In the same way, we introduce the cause extraction, which is to detect whether the clause \( c_{i} \) is the cause clause. It is different from emotion extraction that we expect that the predictions of emotion can help the cause detection and the results of the cause prediction influence emotion identification. Therefore, we use the prediction of emotion extraction as a part of the input in cause extraction. Formally,

$$ \begin{array}{*{20}c} {h_{i}^{c} = BiLSTM_{c} \left( {\left[ {h_{i}^{e} ,\widehat{y}_{i}^{e} } \right]} \right),} \\ \end{array} $$
(3)
$$ \begin{array}{*{20}c} {\widehat{y}_{i}^{c} = \text{softmax}\left( {W_{c} h_{i}^{c} + b_{c} } \right),} \\ \end{array} $$
(4)

where the two directional hidden states are concatenated as \( h_{i}^{c} \), \( W_{c} \) and \( b_{c} \) are learning parameters, \( \widehat{y}_{i}^{c} \) is the predicted cause class distribution.
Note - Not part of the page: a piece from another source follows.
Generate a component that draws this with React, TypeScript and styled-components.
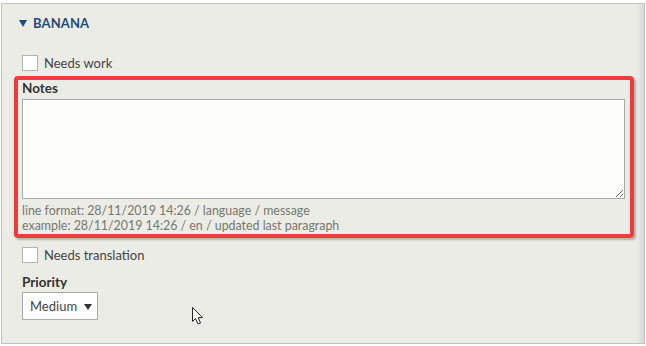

3.5 Emotion-Cause Pair Extraction

Emotion-cause pair extraction is our main task. We use the representation after two auxiliary tasks mining more semantic expression as the input. Emotion-cause pair is regarded as a whole unit and we cannot ignore its correlation with emotion and cause. Analogously, we append the prediction results of two auxiliary tasks as the input.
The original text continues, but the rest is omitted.